The first schedule of the President that morning was to unveil the Statue of Jose Rizal at the Rizal Park in Rosemeadow. The five-metre brass statue was sculptured by renowned Filipino artist Eduardo Castrillo and donated to the people of Campbelltown which boasts the second-largest Filipino population in Sydney. 

Pinoy met with the Filipino Community at John Therry Catholic School Auditorium, Balmain

I was advised by former Consul Marford Angeles of Philippine Consulate General in Sydney that the Australian Federal Police required me to be at the John Therry Catholic School Auditorium by 7.30am in the morning and not attend the unveiling at Campbelltown.  John Therry Auditorium was venue for the President to meet up with the Filipino Community in Australia.
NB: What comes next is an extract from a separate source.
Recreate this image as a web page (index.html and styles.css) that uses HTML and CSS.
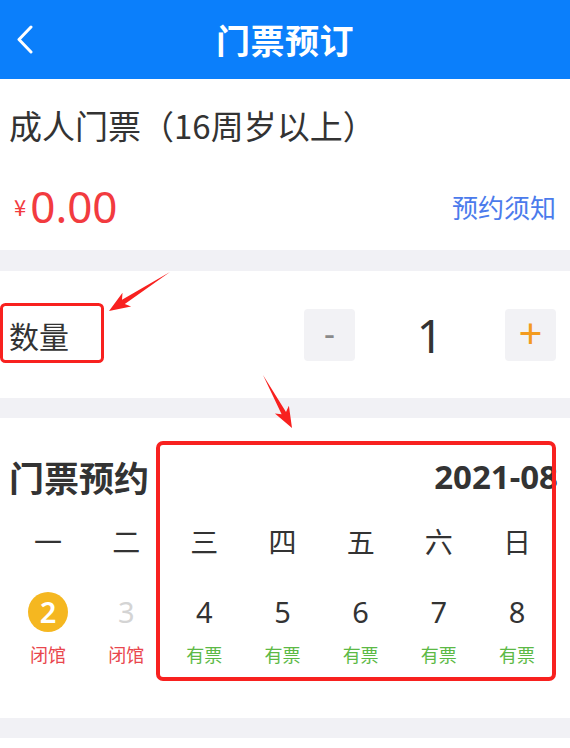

I skipped breakfast trying to memorise my speech.  The President arrived at the Auditorium close to 11am and was greeted by Atoy Sayas representing the Filipinos in NSW. 

President Noynoy enthusiastically reported to his kababayans in Australia the milestones of his two-year government citing the improved credit rating of the country. He mentioned how the savings of 50 billion pesos from interest a year could be spent to deliver services in health, education, building of roads, houses and much more. His government’s target is for the Philippines to be labelled as an investment haven for foreigners (Investment Grade).

My speech was brief and as close to 10 minutes as instructed. The highlight was a warm welcome to the President and his party, and I acknowledged the efforts of his government in the past two years.  I borrowed a term which I used to commend his efforts and gave him a rating of “Pogi Points”. This generated not just a hearty applause from the crowd, but also a wide beaming smile from the President.  Later after his State visit, I came to know that the term ‘Pogi points” got stuck with the President and the Cabinet and was often used in the meeting rooms of Malacañang.

After my short speech, President Noy was gifted an Akubra Hat presented by Atoy Sayas in behalf of the Filipino Australian Community.  He wore it with pride and posed for the media and his kababayans who were proud of their President.

Goodbye, PNoy

Watching the live telecast of the internment at Manila Memorial, I could not help but cry and feel emotional. I looked at the urn with his ashes and remembered this quiet, unassuming guy walking around the campus of Ateneo de Manila and the dignified look of a President at the State Lunch in Canberra.  It made me proud being a Filipino and it made a sometimes, thankless job of community service a fulfilling mission. Of course, his Presidency after that State Visit was marked with many turbulent times and even up to the time of his death his detractors spoke negatively non-stop. But as his sister Kris Aquino laid his urn next to his parents, I said my final goodbye ….  

Go peacefully President Noy. You have earned enough “Pogi Points” to say your mission is accomplished. In the end, it is not the various political parties’ judgement that will matter as you come face to face with your Maker.  You will only be answerable to God and God alone. Enjoy the warm embrace of Ninoy and Cory. Rest in peace my fellow alumni and President.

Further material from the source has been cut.